Stillbirth, passive smoking linked
Sat, 30 Apr 2011 12:45:29 GMT
Chronic exposure to tobacco places expectant mothers at an increased risk of having a stillbirth or babies with low birth weight or small heads, a new study finds.
Women who live with smokers may have a slightly higher risk of stillbirth, a condition in which the baby dies during the third trimester of pregnancy, said the study published in the BJOG: An International Journal of Obstetrics and Gynecology.
According to the study conducted on about 12,000 Canadian women, 11 percent of these women were reportedly exposed to secondhand smoke.
The rate of stillbirth was 0.83 percent in pregnant women who passively breathe tobacco smoke; as for the to be mothers who were not secondhand smokers, however, the risk was as low as 0.37 percent.
The data also showed that after adjudting for other factors such as maternal age and drinking habits, secondhand smoke more than triples the odds.
Moreover, babies born to passive smokers weighed on average 54 grams less than those whose mothers lived and worked in smoke-free households.

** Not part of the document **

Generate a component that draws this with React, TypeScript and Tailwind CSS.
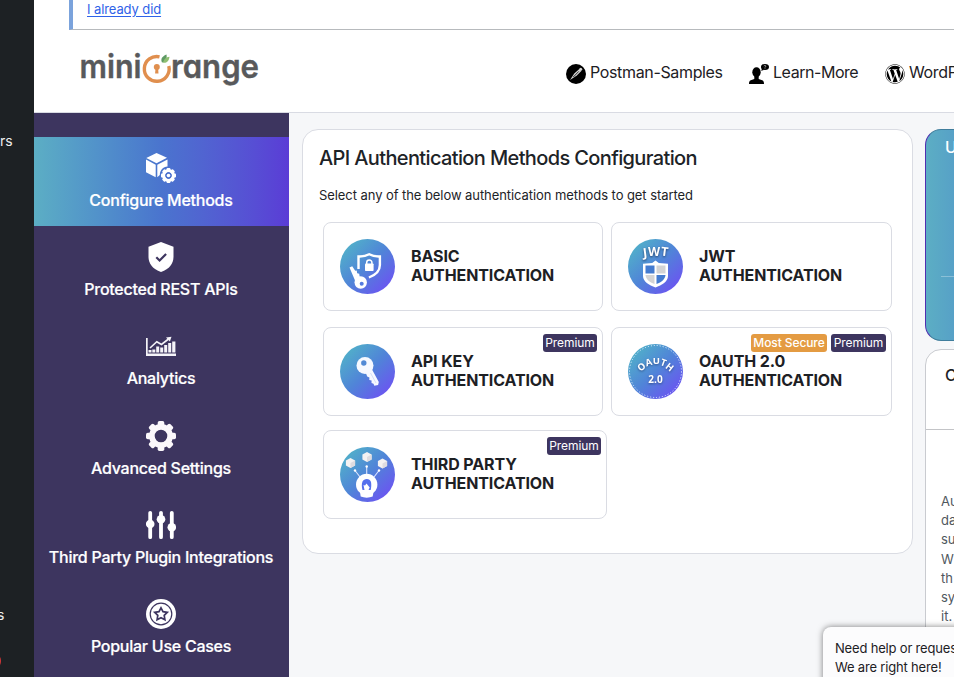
import type { ReactNode } from "react";
import { FaWordpress } from "react-icons/fa";

function Logo() {
  return (
    <svg width="184" height="46" viewBox="-2 -2 184 46" className="block overflow-visible">
      <g fill="#58595b" stroke="#58595b" strokeWidth=".4" fontFamily="Inter, sans-serif" fontWeight="600" fontSize="33" style={{ fontFeatureSettings: "'cv11'" }}>
        <text x="-1.500" y="28" textLength="62" lengthAdjust="spacingAndGlyphs">mini</text>
        <text x="90" y="28" textLength="88" lengthAdjust="spacingAndGlyphs">range</text>
      </g>
      <path d="M78.500 6.800A12.400 12.400 0 1 0 87.800 16" fill="none" stroke="#e08f4e" strokeWidth="3.400" />
      <circle cx="75.800" cy="17" r="3" fill="#e08f4e" />
      <path d="M74.600 17h2.400l.5 6.600h-3.400z" fill="#e08f4e" />
      <path d="M81 12.500c-2-4 1-6.500 4.500-8 .7 4-.5 7.500-4.500 8z" fill="#5e9a64" />
      <path d="M82 12.700c1-4 3-5.500 6.500-6-.5 4-2.500 6.500-6.500 6z" fill="#8fbf72" />
    </svg>
  );
}

function PostmanIcon() {
  return (
    <svg width="20" height="20" viewBox="0 0 20 20">
      <circle cx="10" cy="10" r="10" fill="#000" />
      <path d="M4 16l4.300-6.500 5-4.600 2 2-4.500 4.600z" fill="#d6d6d6" />
      <path d="M7.300 13l5.500-5.600" stroke="#000" strokeWidth=".8" />
      <circle cx="14.700" cy="5.300" r="1.500" fill="#d6d6d6" />
    </svg>
  );
}

function LearnIcon() {
  return (
    <svg width="20" height="20" viewBox="0 0 20 20">
      <ellipse cx="7.500" cy="8.300" rx="4.200" ry="5" fill="#000" />
      <path d="M5.300 12h4.400v3l3.500 1.200c1.500.6 1.800 2 1.800 3.800H0c0-1.800.3-3.200 1.800-3.800L5.300 15z" fill="#000" />
      <ellipse cx="16" cy="3" rx="4" ry="3" fill="#000" />
      <path d="M13 4.500l-.8 2.500 3-1.300z" fill="#000" />
      <path d="M15 2.200c.2-1.200 2-1 1.800.1-.1.600-.8.500-.8 1.300M16 4.300v.6" stroke="#ddd" strokeWidth=".7" fill="none" />
    </svg>
  );
}

const gearTeeth = [0, 45, 90, 135, 180, 225, 270, 315];

function CubeGearIcon() {
  return (
    <svg width="30" height="30" viewBox="0 0 30 30" fill="#fff">
      <path d="M10.500 0L21 4.700 10.500 10.300.3 4.900z" />
      <path d="M0 6.400l9.700 5.300v12.500L0 19.200z" />
      <path d="M21.500 6.400v7.100c-4.400.4-7.600 3.600-7.700 8.500L11.300 24.200V11.700z" />
      <g transform="translate(22.500 22.500)">
        {gearTeeth.map((a) => <rect key={a} x="-1.900" y="-7.500" width="3.800" height="4" rx=".9" transform={`rotate(${a})`} />)}
        <circle r="4.900" fill="none" stroke="#fff" strokeWidth="3" />
        <circle r="1.800" />
      </g>
    </svg>
  );
}

function ShieldIcon() {
  return (
    <svg width="30" height="30" viewBox="0 0 30 30">
      <path d="M15 0l12.500 4.700v10C27.500 21.500 23.500 27 15 30 6.500 27 2.500 21.500 2.500 14.700v-10z" fill="#fff" />
      <path d="M10.300 15.300l3.300 3.200 6.500-6.500" stroke="#3d355f" strokeWidth="2.200" fill="none" />
    </svg>
  );
}

function AnalyticsIcon() {
  return (
    <svg width="30" height="30" viewBox="0 0 30 30" fill="#f5f4f8">
      <path d="M0 7h1.700v15.500H30V25H0z" />
      <path d="M2.500 19h3v2.500h-3zM6.300 18.500h3v3h-3zM10.200 15.500h3v6h-3zM14.200 16.500h3v5h-3zM18.200 14h3v7.500h-3zM22.200 12h3v9.500h-3zM26.200 10.500h3.200v11h-3.200z" />
      <path d="M4 17l6.800-6.300 4.700 2.800 7-5.500" fill="none" stroke="#f5f4f8" strokeWidth="1.600" />
      <path d="M20 6.500l5.500-.7-1.600 4.800z" />
    </svg>
  );
}

function GearIcon() {
  return (
    <svg width="30" height="30" viewBox="-15 -15 30 30" fill="#fbf8fb">
      {gearTeeth.map((a) => <rect key={a} x="-3.300" y="-15" width="6.600" height="8" rx="1.800" transform={`rotate(${a})`} />)}
      <circle r="9.100" fill="none" stroke="#fbf8fb" strokeWidth="5.600" />
    </svg>
  );
}

function SlidersIcon() {
  return (
    <svg width="30" height="30" viewBox="0 0 30 30" fill="#fff">
      <path d="M4.200 2.800v24.400M15 2.800v24.400M25.800 2.800v24.400" stroke="#fff" strokeWidth="3.800" strokeLinecap="round" />
      <circle cx="4.200" cy="14" r="4.300" />
      <circle cx="15" cy="9.300" r="4.300" />
      <circle cx="25.800" cy="17.300" r="4.300" />
    </svg>
  );
}

function StarIcon() {
  return (
    <svg width="30" height="30" viewBox="0 0 30 30">
      <circle cx="15" cy="15" r="15" fill="#fff" />
      <circle cx="15" cy="15" r="10.800" fill="none" stroke="#3d355f" strokeWidth="1.200" />
      <path d="M15 8.800l2 3.900 4.300.6-3.100 3.100.7 4.300-3.900-2-3.900 2 .7-4.300-3.100-3.100 4.300-.6z" fill="#fff" stroke="#3d355f" strokeWidth="1.700" />
    </svg>
  );
}

function Badge({ id, children }: { id: string; children: ReactNode }) {
  return (
    <svg width="55" height="55" viewBox="0 0 55 55" className="shrink-0">
      <defs>
        <linearGradient id={id} x1=".1" y1=".1" x2=".9" y2=".9">
          <stop offset="0" stopColor="#51b1c9" />
          <stop offset=".5" stopColor="#5084d8" />
          <stop offset="1" stopColor="#6c53f2" />
        </linearGradient>
      </defs>
      <circle cx="27.500" cy="27.500" r="27.500" fill={`url(#${id})`} />
      {children}
    </svg>
  );
}

function BasicBadge() {
  return (
    <Badge id="basic">
      <path d="M18.500 30V17.500c4.500.2 8-.7 10.700-2.200 2.700 1.500 6.200 2.400 10.700 2.200V26c0 6-4.400 10-11 12.500" fill="none" stroke="#fff" strokeWidth="2.400" />
      <rect x="25" y="24.500" width="8.600" height="7.500" rx=".8" fill="#fff" />
      <path d="M26.700 25v-1.500a2.600 2.600 0 0 1 5.200 0V25" fill="none" stroke="#fff" strokeWidth="1.500" />
      <g fill="#fff">
        <circle cx="20.700" cy="43.500" r="6.200" />
        <path d="M9.500 28.500l2.700-1.300 3 4.500 1.500-.3.500 2.800 2 .5.500 3 5 2.500-8.500 4z" />
      </g>
      <circle cx="21.700" cy="44.800" r="2" fill="#547be0" />
    </Badge>
  );
}

function JwtBadge() {
  return (
    <Badge id="jwt">
      <g fill="#fff" fontFamily="'Open Sans', sans-serif" fontWeight="700" fontSize="12.500" textAnchor="middle" style={{ filter: "drop-shadow(0 1px 1px #27406c)" }}>
        <text transform="translate(17.500 18) rotate(-7)">J</text>
        <text x="26" y="17">W</text>
        <text transform="translate(36 17) rotate(7)">T</text>
      </g>
      <path d="M27.500 21.500l3.300 2.500 9.200.8V37c0 5.500-6 9-12.500 11.500C21 46 15 42.500 15 37V24.800l9.200-.8z" fill="#fff" />
      <path d="M17.500 26.500h9v8h-9z" fill="#447bd0" />
      <path d="M28.500 26.500h9v8h-9zM17.500 36h9v9c-5-2-8.500-4.500-9-9z" fill="#d3d3d5" />
      <path d="M28.500 36h9c-.5 4.500-4 7-9 9z" fill="#447bd0" />
    </Badge>
  );
}

function KeyBadge() {
  return (
    <Badge id="key">
      <circle cx="25" cy="21.500" r="8.500" fill="#f6f8ff" />
      <circle cx="23.800" cy="19" r="2.700" fill="#5289d5" />
      <path d="M25.500 28l6-3.500 7.300 13.500-.7 3-3.800.8-.8-2-2-.7.100-2.500-2.300-.7.100-2.300-2.200-1z" fill="#f6f8ff" />
      <path d="M30.500 29l5.500 10" stroke="#cbd5f6" strokeWidth=".8" />
    </Badge>
  );
}

function OauthBadge() {
  return (
    <Badge id="oauth">
      <circle cx="27.500" cy="27.500" r="26" fill="none" stroke="#e4f1ff" strokeWidth="1" strokeDasharray="1.100 1.900" />
      <g fill="#fff" fontFamily="'Open Sans', sans-serif" fontWeight="700" fontSize="9.500" textAnchor="middle" style={{ filter: "drop-shadow(0 1px 1px #31508d)" }}>
        <text transform="translate(15.500 25.500) rotate(-38)">O</text>
        <text transform="translate(21.500 21.500) rotate(-18)">A</text>
        <text transform="translate(28.300 20)">U</text>
        <text transform="translate(34.300 21.800) rotate(20)">T</text>
        <text transform="translate(39.500 25.800) rotate(38)">H</text>
        <text x="27.500" y="38.500" fontSize="10">2.0</text>
      </g>
    </Badge>
  );
}

function Hex({ x, y }: { x: number; y: number }) {
  return (
    <g transform={`translate(${x} ${y})`}>
      <path d="M0-5l4.600 2.500v5L0 5l-4.600-2.500v-5z" fill="#f4f2f2" />
      <path d="M0 0l4.600-2.500v5L0 5z" fill="#dedce0" />
    </g>
  );
}

function ThirdPartyBadge() {
  return (
    <Badge id="third">
      <path d="M20 30l-5-6.500M26.700 28V19.500M34 30l5-6.500" stroke="#dce5ff" strokeWidth="1.100" />
      <g fill="#fff">
        <circle cx="15" cy="23.500" r="1.200" /><circle cx="26.700" cy="19.500" r="1.200" /><circle cx="39" cy="23.500" r="1.200" />
        <circle cx="26.700" cy="37.500" r="10.700" />
        <path d="M20 45h13.500l-.8 4.500c-3.500 1.500-8.500 1.500-12 0z" />
      </g>
      <path d="M22.500 43c-.8-3-1-6 0-8.500 1.500-3.500 7.500-3.500 8.500.5.500 2.500.3 5.500-.3 8h-2.200l1.200-2.500-3.200-4-1.500 2-1.500-.5 1 5z" fill="#5570ed" />
      <Hex x={10.500} y={16} /><Hex x={27} y={10} /><Hex x={42.500} y={16.500} />
    </Badge>
  );
}

const navItems = [
  { label: "Configure Methods", icon: <CubeGearIcon /> },
  { label: "Protected REST APIs", icon: <ShieldIcon /> },
  { label: "Analytics", icon: <AnalyticsIcon /> },
  { label: "Advanced Settings", icon: <GearIcon /> },
  { label: "Third Party Plugin Integrations", icon: <SlidersIcon /> },
  { label: "Popular Use Cases", icon: <StarIcon /> },
];

function Tag({ children, size, orange = false }: { children: ReactNode; size: string; orange?: boolean }) {
  return (
    <span className={`flex h-[18px] items-center justify-center whitespace-nowrap rounded-[3px] text-[12px] leading-[18px] text-white ${size} ${orange ? "bg-[#e49b42] font-medium tracking-[-0.1px]" : "bg-[#3d355f] tracking-[-0.05px]"}`}>
      {children}
    </span>
  );
}

function MethodCard({ icon, title, size, tags }: { icon: ReactNode; title: string; size: string; tags?: ReactNode }) {
  return (
    <div className={`relative flex h-[89px] items-center rounded-lg border border-[#dadce3] bg-white pl-4 ${size}`}>
      {icon}
      <div className="mb-[2px] ml-4 text-[16px] font-bold leading-[19px] tracking-[-0.11px] text-[#1d2024]">
        {title}<br />AUTHENTICATION
      </div>
      {tags && <div className="absolute right-[5px] top-[6px] flex gap-1">{tags}</div>}
    </div>
  );
}

export default function App() {
  return (
    <div className="relative flex h-[677px] w-[954px] overflow-hidden bg-white font-['Inter','Liberation_Sans',sans-serif] text-[#1d2327]">
      <aside className="flex w-[34px] shrink-0 flex-col overflow-hidden bg-[#1d2124] text-[14px] leading-5 text-[#eeeff0]">
        <span className="mt-[131px]">rs</span>
        <span className="-ml-[3px] mt-[454px]">s</span>
        <span className="-ml-[17px] mt-[27px] h-[18px] w-[18px] rounded-full bg-[#d63638]" />
      </aside>
      <div className="flex w-[920px] shrink-0 flex-col">
        <div className="ml-[35px] h-[30px] shrink-0 border-b border-l-4 border-b-[#b7babd] border-l-[#7ba3dc] pl-[14px]">
          <a className="block text-[13px] leading-[19px] tracking-[-0.1px] text-[#2f62e8] underline underline-offset-2">I already did</a>
        </div>
        <header className="flex h-[83px] shrink-0 items-start border-b border-[#d9dbe3] text-[16px] leading-6 text-[#1d2024]">
          <div className="ml-[45px] mt-[18px] w-[184px]"><Logo /></div>
          <nav className="ml-[303px] mt-[30px] flex whitespace-nowrap tracking-[-0.35px]">
            <div className="flex w-[183px]"><span className="mr-1 mt-1"><PostmanIcon /></span><span>Postman-Samples</span></div>
            <div className="flex w-[136px]"><span className="mr-1 mt-1"><LearnIcon /></span><span className="tracking-[-0.45px]">Learn-More</span></div>
            <div className="flex"><span className="mr-1 mt-1"><FaWordpress size={20} color="#000" /></span><span>WordPress</span></div>
          </nav>
        </header>
        <div className="flex h-[564px] shrink-0">
          <nav className="flex w-[255px] shrink-0 flex-col bg-[#3d355f] pt-6">
            {navItems.map((item, i) => (
              <div key={item.label} className={`flex h-[89.2px] shrink-0 flex-col items-center pr-px pt-4 text-white ${i === 0 ? "bg-linear-to-r from-[#5caec4] via-[#4a74ce] to-[#5a3cd6]" : ""}`}>
                <div className="h-[30px] w-[30px]">{item.icon}</div>
                <span className="mt-[5px] whitespace-nowrap text-[16px] font-medium leading-6 tracking-[-0.25px] [-webkit-text-stroke:0.2px_white]">{item.label}</span>
              </div>
            ))}
          </nav>
          <main className="flex w-[665px] shrink-0 bg-[#f6f7f9] pl-[13px] pt-4">
            <section className="h-[425px] w-[611px] shrink-0 rounded-2xl border border-[#dadce3] bg-white pl-4 pt-4">
              <h1 className="text-[20px] font-medium leading-6 tracking-[-0.63px]">API Authentication Methods Configuration</h1>
              <p className="mt-[15px] text-[13px] leading-5 tracking-[-0.07px]">Select any of the below authentication methods to get started</p>
              <div className="ml-1 mt-[17px] flex flex-col">
                <div className="flex gap-2">
                  <MethodCard icon={<BasicBadge />} title="BASIC" size="w-[280px]" />
                  <MethodCard icon={<JwtBadge />} title="JWT" size="w-[281px]" />
                </div>
                <div className="mt-4 flex gap-2">
                  <MethodCard icon={<KeyBadge />} title="API KEY" size="w-[280px]" tags={<Tag size="w-[54px]">Premium</Tag>} />
                  <MethodCard icon={<OauthBadge />} title="OAUTH 2.0" size="w-[281px]" tags={<><Tag orange size="w-[76px]">Most Secure</Tag><Tag size="w-[55px]">Premium</Tag></>} />
                </div>
                <div className="mt-[14px] flex">
                  <MethodCard icon={<ThirdPartyBadge />} title="THIRD PARTY" size="w-[284px]" tags={<Tag size="w-[54px]">Premium</Tag>} />
                </div>
              </div>
            </section>
            <div className="ml-3 flex w-[300px] shrink-0 flex-col">
              <section className="h-[212px] shrink-0 rounded-2xl border border-[#3f7d9c] border-l-[#512eb0] bg-linear-to-r from-[#5caec4] from-0% via-[#4a74ce] via-40% to-[#5a3cd6] pl-[15px] pt-[6px] text-white">
                <div className="h-[141px] border-b border-white/30 pl-1 text-[16px] font-medium leading-[23px]">Upgrade</div>
              </section>
              <section className="mt-2 h-[400px] shrink-0 rounded-2xl border border-[#c9cbd0] bg-white">
                <div className="h-[80px] border-b border-[#c3c4c7] pl-[19px] pt-[13px] text-[16px] font-medium leading-6">Contact</div>
                <p className="pl-[15px] pt-[62px] text-[13px] leading-[19.200px] text-[#50575e]">Au<br />da<br />su<br />W<br />th<br />sy<br />it.</p>
              </section>
            </div>
          </main>
        </div>
      </div>
      <div className="absolute left-[823px] top-[627px] h-[70px] w-[200px] whitespace-nowrap rounded-lg bg-[#fcfcfd] pl-3 pt-3 text-[13px] leading-[19px] tracking-[-0.18px] text-[#1d2024] shadow-[0_0_6px_rgba(0,0,0,0.5)]">
        Need help or request<br />We are right here!
      </div>
    </div>
  );
}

The head circumference of infants whose mothers were exposed to cigarette fumes were also about 0.24 centimeters smaller than their peers whose moms were not exposed to tobacco-related chemicals before labor.
Researchers emphasized that their study does not consider smoke as the only suspect behind the findings, stressing that other unstudied risk factors might also be responsible for stillbirth in some women.
The most common causes of stillbirth worldwide are complications at the time of birth, infections during pregnancy, health conditions such as high blood pressure or diabetes, restricted fetal growth and birth defects.
However, "undiluted side-stream smoke contains many harmful chemicals and in greater concentration than cigarette smoke inhaled through a filter," warned Joan Crane of Eastern Health in St. John's and colleagues.
"This information is important for women, their families and healthcare providers," as secondhand smoke is thought to expose other people to about one percent of the smoke that active smokers inhale, researchers added.